Live as a holy and consecrated new creation for Jesus at all times. When you accept Jesus, you become a “new creation”, with your old life passing away: “Therefore if anyone is in Christ, he is a new creature; the old things passed away; behold, new things have come.” (2 Cor. 5:17). To live as a new creation, you must seek to be holy. Both Hezekiah and Moses called upon the Jews to “consecrate” themselves (Ex. 19:6-10). God’s call to be holy is repeated throughout the Bible: ‘“For I am the LORD your God. Consecrate yourselves therefore, and be holy, for I am holy.”’ (Lev. 11:44). ‘“Be holy because I, the LORD your God, am holy.”’ (Lev. 19:2). “You are to be my holy people.” (Ex. 22:31). These instructions also apply to Christians: “for it is written: ‘Be holy, because I am holy.’” (1 Pet. 1:16). “Therefore, having these promises, beloved, let us cleanse ourselves from all defilement of flesh and spirit, perfecting holiness in the fear of God.” (2 Cor. 7:1). “Therefore you are to be perfect, as your heavenly Father is perfect.” (Matt. 5:48). “Therefore, to one who knows the right thing to do and does not do it, to him it is sin.” (Ja. 4:17). God will not withhold any good thing when you walk with Him (Ps. 84:11). Is there any part of your walk that you need to clean up?

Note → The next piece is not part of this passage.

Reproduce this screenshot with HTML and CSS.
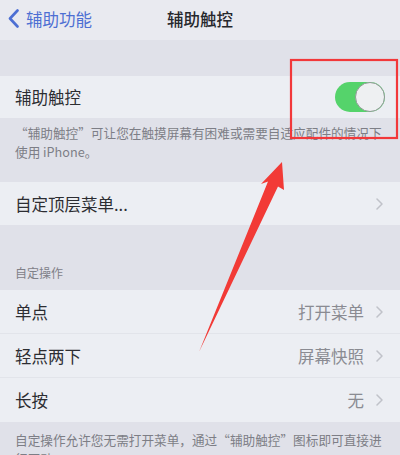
FILE: index.html
```html
<!DOCTYPE html>
<html lang="zh-CN">
<head>
<meta charset="utf-8">
<title>辅助触控</title>
<link rel="stylesheet" href="styles.css">
</head>
<body>
<div class="screen">
  <header class="nav">
    <div class="back">
      <svg class="back-icon" width="11" height="19" viewBox="0 0 11 19"><path d="M9.5 1.5 L2 9.5 L9.5 17.5" fill="none" stroke="currentColor" stroke-width="2.6" stroke-linecap="round" stroke-linejoin="round"/></svg>
      <span>辅助功能</span>
    </div>
    <div class="title">辅助触控</div>
    <div></div>
  </header>

  <div class="spacer-top"></div>

  <div class="group">
    <div class="row row-toggle">
      <span class="label">辅助触控</span>
      <span class="toggle"></span>
    </div>
  </div>
  <p class="footnote footnote-1">“辅助触控”可让您在触摸屏幕有困难或需要自适应配件的情况下使用 iPhone。</p>

  <div class="group">
    <div class="row row-menu">
      <span class="label">自定顶层菜单...</span>
      <svg class="chev" width="7" height="12" viewBox="0 0 7 12"><path d="M1 1 L6 6 L1 11" fill="none" stroke="currentColor" stroke-width="1.5" stroke-linecap="round" stroke-linejoin="round"/></svg>
    </div>
  </div>

  <div class="section-header">自定操作</div>
  <div class="group">
    <div class="row row-action sep">
      <span class="label">单点</span>
      <span class="value">打开菜单<svg class="chev" width="7" height="12" viewBox="0 0 7 12"><path d="M1 1 L6 6 L1 11" fill="none" stroke="currentColor" stroke-width="1.5" stroke-linecap="round" stroke-linejoin="round"/></svg></span>
    </div>
    <div class="row row-action sep">
      <span class="label">轻点两下</span>
      <span class="value">屏幕快照<svg class="chev" width="7" height="12" viewBox="0 0 7 12"><path d="M1 1 L6 6 L1 11" fill="none" stroke="currentColor" stroke-width="1.5" stroke-linecap="round" stroke-linejoin="round"/></svg></span>
    </div>
    <div class="row row-action">
      <span class="label">长按</span>
      <span class="value">无<svg class="chev" width="7" height="12" viewBox="0 0 7 12"><path d="M1 1 L6 6 L1 11" fill="none" stroke="currentColor" stroke-width="1.5" stroke-linecap="round" stroke-linejoin="round"/></svg></span>
    </div>
  </div>
  <p class="footnote footnote-2">自定操作允许您无需打开菜单，通过“辅助触控”图标即可直接进行互动。</p>

  <svg class="annotation" width="400" height="455" viewBox="0 0 400 455">
    <rect x="291" y="60" width="106" height="78" fill="none" stroke="#f2383a" stroke-width="2.2"/>
    <polygon points="282,162 284,190 278,186.5 199,352 268,181.5 261,184" fill="#f23a36"/>
  </svg>
</div>
</body>
</html>
```

FILE: styles.css
```css
html, body {
  margin: 0;
  padding: 0;
}
body {
  background: #e0e1e9;
  font-family: "Noto Sans CJK SC", "Noto Sans", sans-serif;
  color: #2c2d32;
}
.screen {
  position: relative;
  width: 400px;
  height: 455px;
  overflow: hidden;
  background: #e0e1e9;
}
.nav {
  height: 40px;
  display: grid;
  grid-template-columns: 1fr auto 1fr;
  align-items: center;
  background: #e9eaf0;
  padding: 0 8px;
  box-sizing: border-box;
}
.back {
  display: flex;
  align-items: center;
  gap: 7px;
  color: #4d6fd3;
  font-size: 16.5px;
  line-height: 20px;
  margin-top: -3px;
}
.back-icon {
  display: block;
}
.title {
  font-size: 16.5px;
  font-weight: 500;
  line-height: 20px;
  color: #26272c;
  margin-top: -3px;
}
.spacer-top {
  height: 36px;
}
.group {
  background: #eceef3;
}
.row {
  display: flex;
  align-items: center;
  justify-content: space-between;
  padding: 0 17px 0 15px;
  box-sizing: border-box;
}
.label {
  font-size: 16.5px;
  line-height: 20px;
}
.row-toggle {
  height: 42px;
  padding-right: 15px;
}
.row-menu {
  height: 43px;
}
.row-action {
  height: 44px;
}
.sep {
  border-bottom: 1px solid #e2e4ea;
}
.toggle {
  position: relative;
  width: 50px;
  height: 30px;
  border-radius: 15px;
  background: #55d36b;
}
.toggle::after {
  content: "";
  position: absolute;
  right: 0;
  top: 0;
  width: 28px;
  height: 28px;
  border-radius: 50%;
  background: #eef0f2;
  border: 1px solid #8f9a95;
}
.chev {
  display: block;
  color: #c0c2c9;
}
.value {
  display: flex;
  align-items: center;
  gap: 12px;
  font-size: 16.5px;
  line-height: 20px;
  color: #8a8b92;
}
.footnote {
  margin: 0;
  font-size: 12.65px;
  line-height: 19px;
  color: #7d7e86;
  padding: 0 12px 0 15px;
}
.footnote-1 {
  padding-top: 5px;
  padding-bottom: 21px;
}
.footnote-2 {
  padding-top: 8px;
}
.section-header {
  font-size: 12px;
  line-height: 16px;
  color: #7f8088;
  padding: 40px 15px 9px;
}
.annotation {
  position: absolute;
  left: 0;
  top: 0;
  pointer-events: none;
}
```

Hezekiah led the nation to repent of its past sins. To ensure that the people continued to live holy lives, Hezekiah led the Jews in a public confession of their prior sins: “6 For our fathers have been unfaithful and have done evil in the sight of the Lord our God, and have forsaken Him and turned their faces away from the dwelling place of the Lord, and have turned their backs. 7 They have also shut the doors of the porch and put out the lamps, and have not burned incense or offered burnt offerings in the holy place to the God of Israel. 8 Therefore the wrath of the Lord was against Judah and Jerusalem, and He has made them an object of terror, of horror, and of hissing, as you see with your own eyes. 9 For behold, our fathers have fallen by the sword, and our sons and our daughters and our wives are in captivity for this. 10 Now it is in my heart to make a covenant with the Lord God of Israel, that His burning anger may turn away from us. 11 My sons, do not be negligent now, for the Lord has chosen you to stand before Him, to minister to Him, and to be His ministers and burn incense.’” (2 Chr. 29:6-11). Although unpopular in many churches today, spiritual renewal cannot happen without the confession of sin.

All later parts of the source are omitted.